When you concatenate DataFrames, the new DataFrame keeps the original index labels from the pieces it was built from. This results in a messy index with duplicate numbers.

  * **Before**: The index might look like `[10, 52, 120, ..., 3, 47, 99]` where the numbers are out of order and repeated.

The `.reset_index(drop=True)` method fixes this.

  * It **resets** the index to the default clean sequence (0, 1, 2, 3, ...).
  * The `drop=True` part **discards** the old, messy index instead of adding it as a new column to your DataFrame.

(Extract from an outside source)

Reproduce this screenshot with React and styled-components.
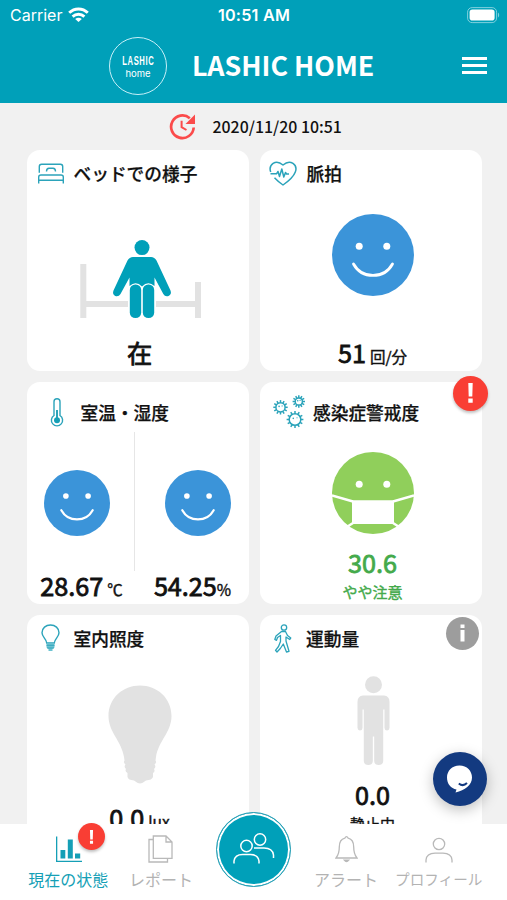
import React from 'react';
import styled, { createGlobalStyle } from 'styled-components';

const GlobalStyle = createGlobalStyle`
  * {
    box-sizing: border-box;
  }

  body {
    margin: 0;
    background-color: #f1f1f1;
    font-family: "Noto Sans CJK JP", "Noto Sans", sans-serif;
    color: #111;
  }

  svg {
    display: block;
    flex-shrink: 0;
  }
`;

const Screen = styled.div`
  position: relative;
  width: 507px;
  height: 900px;
  overflow: hidden;
  display: flex;
  flex-direction: column;
`;

const Header = styled.header`
  flex: none;
  height: 103px;
  background-color: #00a0b9;
  color: #fff;
`;

const StatusBar = styled.div`
  display: grid;
  grid-template-columns: 1fr auto 1fr;
  align-items: center;
  height: 30px;
  padding: 0 7px 0 10px;
  font-family: Inter, "Liberation Sans", sans-serif;
  font-size: 16px;
`;

const Carrier = styled.div`
  display: flex;
  align-items: center;
  gap: 6px;
`;

const Clock = styled.div`
  margin-right: 2px;
  font-size: 16.2px;
  font-weight: 600;
  letter-spacing: 0.2px;
`;

const Battery = styled.div`
  justify-self: end;
`;

const TitleBar = styled.div`
  display: flex;
  align-items: center;
  height: 72px;
  padding: 0 20px 0 109px;
`;

const Logo = styled.div`
  display: flex;
  flex-direction: column;
  align-items: center;
  justify-content: center;
  width: 58px;
  height: 58px;
  padding-top: 2px;
  border: 1.5px solid #c8f0f8;
  border-radius: 50%;
`;

const LogoTop = styled.span`
  font-family: "Liberation Sans", sans-serif;
  font-size: 12.5px;
  font-weight: 700;
  line-height: 14px;
  letter-spacing: 1px;
  transform: scaleX(0.61);
`;

const LogoBottom = styled.span`
  font-family: Inter, sans-serif;
  font-size: 9.5px;
  line-height: 12px;
`;

const Title = styled.h1`
  flex: 1;
  margin: 0 0 2px 25px;
  font-size: 26.8px;
  font-weight: 700;
  line-height: 40px;
`;

const Menu = styled.button`
  display: flex;
  flex-direction: column;
  gap: 4px;
  width: 25px;
  margin-bottom: 1px;
  padding: 0;
  border: 0;
  background: none;
`;

const MenuLine = styled.span`
  height: 3px;
  background-color: #fff;
`;

const Updated = styled.div`
  flex: none;
  display: flex;
  align-items: center;
  gap: 16.5px;
  height: 46px;
  padding: 1px 0 0 169px;
  font-size: 15.9px;
  font-weight: 500;
`;

const Cards = styled.main`
  display: grid;
  grid-template-columns: 222px 222px;
  grid-auto-rows: 221.5px;
  gap: 11px;
  padding: 0.5px 0 0 26.5px;
`;

const Card = styled.section`
  position: relative;
  display: flex;
  flex-direction: column;
  border-radius: 13px;
  background-color: #fff;
`;

const CardHead = styled.div`
  display: flex;
  align-items: center;
  height: ${props => props.$height || 47}px;
  padding-left: ${props => props.$left}px;
  padding-top: ${props => props.$drop || 0}px;
  gap: ${props => props.$gap}px;
`;

const CardTitle = styled.h2`
  margin: 0;
  font-size: 17.7px;
  font-weight: 500;
  line-height: 24px;
  -webkit-text-stroke: 0.25px #111;
`;

const Figure = styled.div`
  flex: 1;
  display: flex;
  justify-content: center;
  align-items: flex-start;
  padding-top: ${props => props.$top}px;
  padding-left: ${props => props.$shift || 0}px;
`;

const Reading = styled.div`
  display: flex;
  justify-content: center;
  align-items: baseline;
  height: 38px;
  padding-left: ${props => props.$shift || 0}px;
  gap: ${props => (props.$gap === undefined ? 4 : props.$gap)}px;
  color: ${props => props.$color || '#111'};
  font-size: 25.2px;
  font-weight: 400;
  line-height: 38px;
  white-space: nowrap;
  -webkit-text-stroke: 0.8px currentColor;
`;

const Unit = styled.span`
  font-size: 15.5px;
  -webkit-text-stroke: 0.4px currentColor;
`;

const Note = styled.div`
  height: 23px;
  padding-left: 4px;
  color: ${props => props.$color || '#111'};
  font-size: 15px;
  font-weight: 400;
  line-height: 22px;
  text-align: center;
  -webkit-text-stroke: 0.4px currentColor;
`;

const Split = styled.div`
  flex: 1;
  display: grid;
  grid-template-columns: 108px 1fr;
`;

const Half = styled.div`
  position: relative;
  display: flex;
  flex-direction: column;
`;

const HalfFace = styled.div`
  flex: 1;
  display: flex;
  justify-content: ${props => props.$side};
  padding: 38px 17.5px 0;
`;

const Divider = styled.span`
  position: absolute;
  top: 0;
  right: 0;
  width: 1px;
  height: 139px;
  background-color: #e6e6e6;
`;

const Badge = styled.span`
  position: absolute;
  top: ${props => props.$top}px;
  right: ${props => props.$right}px;
  display: flex;
  align-items: center;
  justify-content: center;
  width: ${props => props.$size}px;
  height: ${props => props.$size}px;
  border-radius: 50%;
  background-color: ${props => props.$color || '#f93e34'};
  box-shadow: ${props => (props.$flat ? 'none' : '0 2px 3px rgba(0, 0, 0, 0.25)')};
`;

const Chat = styled.button`
  position: absolute;
  left: 432.5px;
  top: 751.5px;
  display: flex;
  align-items: center;
  justify-content: center;
  width: 54.5px;
  height: 54.5px;
  padding: 0;
  border: 0;
  border-radius: 50%;
  background-color: #133a80;
  box-shadow: 0 4px 14px rgba(0, 0, 0, 0.25);
`;

const Nav = styled.nav`
  position: absolute;
  left: 0;
  bottom: 0;
  display: grid;
  grid-template-columns: repeat(5, 1fr);
  width: 507px;
  height: 76px;
  padding: 0 22px;
  background-color: #fff;
`;

const NavItem = styled.div`
  position: relative;
  display: flex;
  flex-direction: column;
  align-items: center;
  padding-top: 11px;
  color: ${props => (props.$active ? '#159fb6' : '#b3b3b3')};
`;

const NavLabel = styled.span`
  margin-top: 4px;
  font-size: ${props => props.$size || 16}px;
  line-height: 24px;
  white-space: nowrap;
`;

const Family = styled.button`
  position: absolute;
  left: 50%;
  top: -12.5px;
  display: flex;
  align-items: center;
  justify-content: center;
  width: 75px;
  height: 75px;
  margin-left: -37.5px;
  padding: 0 0 2px 1px;
  border: 1.5px solid #2a9fb5;
  border-radius: 50%;
  background-color: #00a0b9;
  box-shadow: inset 0 0 0 2px #fff;
`;

const Face = ({ size }) => (
  <svg width={size} height={size} viewBox="-41 -41 82 82">
    <circle r="41" fill="#3b94d9" />
    <circle cx="-13.8" cy="-8.7" r="3.5" fill="#fff" />
    <circle cx="13.8" cy="-8.7" r="3.5" fill="#fff" />
    <path d="M-19.5 9C-11 24.3 11 24.3 19.5 9" fill="none" stroke="#fff" strokeWidth="2.8" strokeLinecap="round" />
  </svg>
);

const MaskFace = () => (
  <svg width="82" height="82" viewBox="-41 -41 82 82">
    <circle r="41" fill="#90cf5b" />
    <circle cx="-13.8" cy="-8.7" r="3.5" fill="#fff" />
    <circle cx="13.8" cy="-8.7" r="3.5" fill="#fff" />
    <path d="M-21 7.3H21V31H-21Z" fill="#fff" />
    <path d="M-41 2.5L-20 8.5M41 2.5L20 8.5M-20 30L-27 34.5M20 30L27 34.5" stroke="#fff" strokeWidth="2.5" />
  </svg>
);

const Wifi = () => (
  <svg width="21" height="16" viewBox="0 0 21 16" fill="none" stroke="#fff" strokeWidth="2.9">
    <path d="M1.2 5.8C6.5 0.7 14.5 0.7 19.8 5.8" />
    <path d="M4.6 9.6C8 6.5 13 6.5 16.4 9.6" />
    <path d="M10.5 15L7.2 12C9.2 10.2 11.8 10.2 13.8 12Z" fill="#fff" stroke="none" />
  </svg>
);

const BatteryIcon = () => (
  <svg width="33" height="17" viewBox="0 0 33 17">
    <rect x="0.6" y="0.6" width="29" height="15" rx="4.5" fill="none" stroke="#7fd0dd" />
    <rect x="2.6" y="2.6" width="25" height="11" rx="2.8" fill="#fff" />
    <path d="M31 5.5C32.6 6.5 32.6 9.5 31 10.5Z" fill="#7fd0dd" />
  </svg>
);

const Refresh = () => (
  <svg width="27" height="27" viewBox="0 0 27 27" fill="none" stroke="#fb4b4b" strokeWidth="2.7">
    <path d="M24.7 14.5A11.3 11.3 0 1 1 20.8 5.2" />
    <path d="M26 1.5V11H16.5Z" fill="#fb4b4b" stroke="none" />
    <path d="M12.6 7.8V14.2L17.5 17" strokeWidth="2" />
  </svg>
);

const BedIcon = () => (
  <svg width="26" height="21" viewBox="0 0 26 21" fill="none" stroke="#2ba3ba" strokeWidth="1.4">
    <path d="M1.3 9.8V3.5Q1.3 1.2 3.6 1.2H22.4Q24.7 1.2 24.7 3.5V9.8" />
    <path d="M8.5 8.5Q8.5 5.2 11 5.2H15Q17.5 5.2 17.5 8.5" />
    <path d="M0.7 20.5V14Q0.7 12 3 12H23Q25.3 12 25.3 14V20.5M0.7 17.3H25.3" />
  </svg>
);

const HeartIcon = () => (
  <svg width="28" height="25" viewBox="0 0 28 25" fill="none" stroke="#2ba3ba" strokeWidth="1.5" strokeLinejoin="round">
    <path d="M1.7 11C-0.8 4 6.5 -2.5 14 4C21.5 -2.5 29 4 26.3 11C24.5 16 19 20.500 14 24C11 22 8 19.500 5.500 16.800" />
    <path d="M1.500 12.800H7.500L9 10.500L10.500 15.500L12.800 8L14.800 16L16.500 11.500L17.500 13H20" />
  </svg>
);

const Thermometer = () => (
  <svg width="14" height="29" viewBox="0 0 14 29" fill="none" stroke="#2ba3ba" strokeWidth="1.4">
    <path d="M4 17.5V3.8A3 3 0 0 1 10 3.8V17.5A5.6 5.6 0 1 1 4 17.5Z" />
    <path d="M7 12V22" strokeWidth="2" />
    <circle cx="7" cy="22.3" r="3" fill="#159fb6" stroke="none" />
  </svg>
);

const Virus = ({ x, y, r }) => (
  <g transform={`translate(${x} ${y})`}>
    <circle r={r} />
    {Array.from({ length: 12 }, (_, i) => (
      <path key={i} d={`M0 ${-r}V${-r - 2.6}`} transform={`rotate(${i * 30})`} />
    ))}
    <circle cx={-r * 0.3} cy={-r * 0.2} r="0.8" fill="#2ba3ba" stroke="none" />
    <circle cx={r * 0.35} cy={-r * 0.3} r="0.6" fill="#2ba3ba" stroke="none" />
  </g>
);

const VirusIcon = () => (
  <svg width="32" height="34" viewBox="0 0 32 34" fill="none" stroke="#2ba3ba" strokeWidth="1.5">
    <Virus x={7.5} y={12.3} r={4.6} />
    <Virus x={25.8} y={6.5} r={3.6} />
    <Virus x={22} y={24.5} r={5.8} />
  </svg>
);

const BulbIcon = () => (
  <svg width="19" height="28" viewBox="0 0 19 28" fill="none" stroke="#2ba3ba" strokeWidth="1.4">
    <path d="M5.7 19C5.4 14.5 1 13 1 8.8C1 4 4.8 1 9.5 1C14.2 1 18 4 18 8.8C18 13 13.6 14.5 13.3 19Z" />
    <path d="M5.5 19.2H13.5V23.5L11.5 25V27H7.5V25L5.5 23.5Z" fill="#6cc3d2" stroke="none" />
    <path d="M5.5 21.3H13.5M6 24H13" strokeWidth="0.9" />
  </svg>
);

const Walker = () => (
  <svg width="18" height="29" viewBox="0 0 18 29" fill="none" stroke="#2ba3ba" strokeWidth="1.3" strokeLinejoin="round">
    <circle cx="10" cy="3.5" r="2.7" />
    <path d="M7.5 7.5H11.5L13.5 11.5L16.8 14L15.8 15.500L12 13V17L15 27.300L12.500 28L9.300 20L6.300 24.500L3 28L1.500 26.300L4.500 22.500L6.500 17.500V11.500L3.500 13.500L2.500 16.300L0.800 15.500L2 12L7.500 7.500Z" />
  </svg>
);

const BedPerson = () => (
  <svg width="122" height="80" viewBox="0 0 122 80">
    <path d="M3.3 24V78M118 42V78M3.3 64H48M76 64H118" stroke="#e2e2e2" strokeWidth="6" fill="none" />
    <g fill="#00a0b9">
      <circle cx="62" cy="7.6" r="7.5" />
      <path d="M53 17H71Q74.5 17 76.5 20.5L90.5 50.5Q92 54 88.5 56Q85 57 83.3 54L74.5 37.5V46Q68 40.5 62 46.5Q56 40.5 49.5 46V37.5L40.5 54Q38.7 57 35.3 56Q32 54 33.5 50.5L47.5 20.5Q49.5 17 53 17Z" />
      <rect x="49.8" y="44.5" width="11.4" height="33.5" rx="5.5" />
      <rect x="62.8" y="44.5" width="11.4" height="33.5" rx="5.5" />
    </g>
  </svg>
);

const BigBulb = () => (
  <svg width="64" height="99" viewBox="0 0 64 99">
    <path fill="#e2e2e2" d="M32 0.5C49 0.5 63.5 13 63.5 31C63.5 47 50.5 56 48 72L47.5 75.5Q49 77.500 46.500 79.500Q48.500 81.500 46 84Q47.500 86.500 45 88V92Q44 95 38 95.500Q35 98 32 98.500Q29 98 26 95.500Q20 95 19.500 92V88Q16.500 86.500 18 84Q15.500 81.500 17.500 79.500Q15 77.500 16.500 75.500L16 72C13.500 56 0.500 47 0.500 31C0.500 13 15 0.500 32 0.500Z" />
  </svg>
);

const Standing = () => (
  <svg width="33" height="90" viewBox="0 0 33 90" fill="#e2e2e2">
    <circle cx="16.5" cy="8.8" r="8.5" />
    <path d="M6 19.5H27Q32.5 20 32.5 26V52Q32 54.5 30 54.5Q27.8 54.5 27.5 52V33.5H26.2V85Q26 89 21.7 89Q17.3 89 17.2 85V60.5H15.8V85Q15.7 89 11.3 89Q7 89 6.8 85V33.5H5.5V52Q5.2 54.5 3 54.5Q1 54.5 0.5 52V26Q0.5 20 6 19.5Z" />
  </svg>
);

const ChatIcon = () => (
  <svg width="27" height="28" viewBox="0 0 27 28">
    <path fill="#fff" d="M13.5 0.5C21 0.5 26 6 26 12.5C26 20 19 25 9.5 27.5L10.500 24.500C5 23.500 1 19 1 12.500C1 6 6 0.500 13.500 0.500Z" />
    <path d="M12.800 18.500Q17 22 21 18" fill="none" stroke="#133a80" strokeWidth="2" />
  </svg>
);

const Exclamation = ({ height }) => (
  <svg width="5" height={height} viewBox="0 0 5 20">
    <path d="M0.3 0H4.7L4.3 13.5H0.7ZM0.3 15.5H4.7V19.8H0.3Z" fill="#fff" />
  </svg>
);

const InfoMark = () => (
  <svg width="5" height="18" viewBox="0 0 5 18">
    <path d="M0.5 0.5H4.5V4H0.5ZM0.5 6H4.5V17.5H0.5Z" fill="#fff" />
  </svg>
);

const ChartIcon = () => (
  <svg width="27" height="28" viewBox="0 0 27 28" fill="#159fb6">
    <path d="M1 1.5H2.3V25.8H27V27H1Z" />
    <path d="M5.5 15H10.3V23.5H5.5ZM12.8 4.5H17.8V23.5H12.8ZM20 18.5H25.2V23.5H20Z" />
  </svg>
);

const ReportIcon = () => (
  <svg width="25" height="28" viewBox="0 0 25 28" fill="none" stroke="#b9b9b9" strokeWidth="1.3">
    <path d="M5.3 1H18L24 7V23.3H5.3ZM18 1V7H24" />
    <path d="M5 4.5H1V27H19.5V23.5" />
  </svg>
);

const BellIcon = () => (
  <svg width="23" height="28" viewBox="0 0 23 28" fill="none" stroke="#b9b9b9" strokeWidth="1.3">
    <path d="M1 23Q4.3 19 4.3 12C4.3 7 6.5 4 9.8 3.2Q11.5 0 13.2 3.2C16.5 4 18.7 7 18.7 12Q18.7 19 22 23Z" />
    <path d="M9.3 25.2H13.7Q11.5 27.8 9.3 25.2Z" fill="#b9b9b9" />
  </svg>
);

const ProfileIcon = () => (
  <svg width="28" height="28" viewBox="0 0 28 28" fill="none" stroke="#b9b9b9" strokeWidth="1.3">
    <circle cx="14" cy="9" r="5.7" />
    <path d="M1 27.5V25Q1.5 18.5 10 18.2H18Q26.5 18.5 27 25V27.5" />
  </svg>
);

const FamilyIcon = () => (
  <svg width="42" height="32" viewBox="0 0 42 32" fill="none" stroke="#fff" strokeWidth="1.5">
    <circle cx="13.5" cy="14" r="5.7" />
    <path d="M1 31.500V29Q2 22.500 9.500 22.500H17.500Q25 22.500 26 29V31.500" />
    <circle cx="27" cy="7.500" r="5.700" />
    <path d="M21 16H31Q39.500 16 40.500 23V26" />
  </svg>
);

class App extends React.Component{

  render(){

    return (
      <>
        <GlobalStyle />
        <Screen>

          <Header>
            <StatusBar>
              <Carrier>Carrier <Wifi /></Carrier>
              <Clock>10:51 AM</Clock>
              <Battery><BatteryIcon /></Battery>
            </StatusBar>
            <TitleBar>
              <Logo>
                <LogoTop>LASHIC</LogoTop>
                <LogoBottom>home</LogoBottom>
              </Logo>
              <Title>LASHIC HOME</Title>
              <Menu aria-label="menu">
                <MenuLine />
                <MenuLine />
                <MenuLine />
              </Menu>
            </TitleBar>
          </Header>

          <Updated>
            <Refresh />
            2020/11/20 10:51
          </Updated>

          <Cards>
            <Card>
              <CardHead $left={11} $gap={10}>
                <BedIcon />
                <CardTitle>ベッドでの様子</CardTitle>
              </CardHead>
              <Figure $top={43} $shift={6}><BedPerson /></Figure>
              <Reading $shift={4}>在</Reading>
            </Card>

            <Card>
              <CardHead $left={9} $gap={10}>
                <HeartIcon />
                <CardTitle>脈拍</CardTitle>
              </CardHead>
              <Figure $top={17} $shift={5}><Face size={82} /></Figure>
              <Reading $shift={4}>51<Unit>回/分</Unit></Reading>
            </Card>

            <Card>
              <CardHead $left={23} $gap={17} $height={50} $drop={10}>
                <Thermometer />
                <CardTitle>室温・湿度</CardTitle>
              </CardHead>
              <Split>
                <Half>
                  <HalfFace $side="flex-start"><Face size={66} /></HalfFace>
                  <Reading $shift={2}>28.67<Unit>℃</Unit></Reading>
                  <Divider />
                </Half>
                <Half>
                  <HalfFace $side="flex-end"><Face size={66} /></HalfFace>
                  <Reading $gap={0} $shift={2}>54.25<Unit>%</Unit></Reading>
                </Half>
              </Split>
            </Card>

            <Card>
              <CardHead $left={13} $gap={8.5} $height={50} $drop={10}>
                <VirusIcon />
                <CardTitle>感染症警戒度</CardTitle>
              </CardHead>
              <Figure $top={19.5} $shift={5}><MaskFace /></Figure>
              <Reading $color="#44aa4b" $shift={4}>30.6</Reading>
              <Note $color="#44aa4b">やや注意</Note>
              <Badge $top={-6.5} $right={-6} $size={35}><Exclamation height={20} /></Badge>
            </Card>

            <Card>
              <CardHead $left={14} $gap={14}>
                <BulbIcon />
                <CardTitle>室内照度</CardTitle>
              </CardHead>
              <Figure $top={23} $shift={5}><BigBulb /></Figure>
              <Reading $shift={4}>0.0<Unit>lux</Unit></Reading>
            </Card>

            <Card>
              <CardHead $left={14} $gap={14.5}>
                <Walker />
                <CardTitle>運動量</CardTitle>
              </CardHead>
              <Figure $top={14} $shift={5}><Standing /></Figure>
              <Reading $shift={4}>0.0</Reading>
              <Note>静止中</Note>
              <Badge $top={2} $right={2.5} $size={33} $color="#9d9d9d" $flat><InfoMark /></Badge>
            </Card>
          </Cards>

          <Chat aria-label="chat"><ChatIcon /></Chat>

          <Nav>
            <NavItem $active>
              <ChartIcon />
              <NavLabel>現在の状態</NavLabel>
              <Badge $top={-1} $right={9.5} $size={27}><Exclamation height={14} /></Badge>
            </NavItem>
            <NavItem>
              <ReportIcon />
              <NavLabel>レポート</NavLabel>
            </NavItem>
            <NavItem>
              <Family aria-label="family"><FamilyIcon /></Family>
            </NavItem>
            <NavItem>
              <BellIcon />
              <NavLabel>アラート</NavLabel>
            </NavItem>
            <NavItem>
              <ProfileIcon />
              <NavLabel $size={14.6}>プロフィール</NavLabel>
            </NavItem>
          </Nav>

        </Screen>
      </>
    );
  }
}

export default App;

The final result, `df_downsampled`, is a single, perfectly balanced DataFrame ready for training a machine learning model.

In [32]:
df_downsampled.target.value_counts()

target
0    100
1    100
Name: count, dtype: int64

The error solved by Copilot was balancing the dataset using **downsampling**. Originally, the majority class had many more samples than the minority class, causing class imbalance. Copilot used `resample` to randomly select a subset of the majority class (`df_majority_downsampled`) so it matches the size of the minority class. Then, both classes were combined into `df_downsampled`, resulting in a balanced dataset. This prevents model bias toward the majority class and improves fairness and accuracy.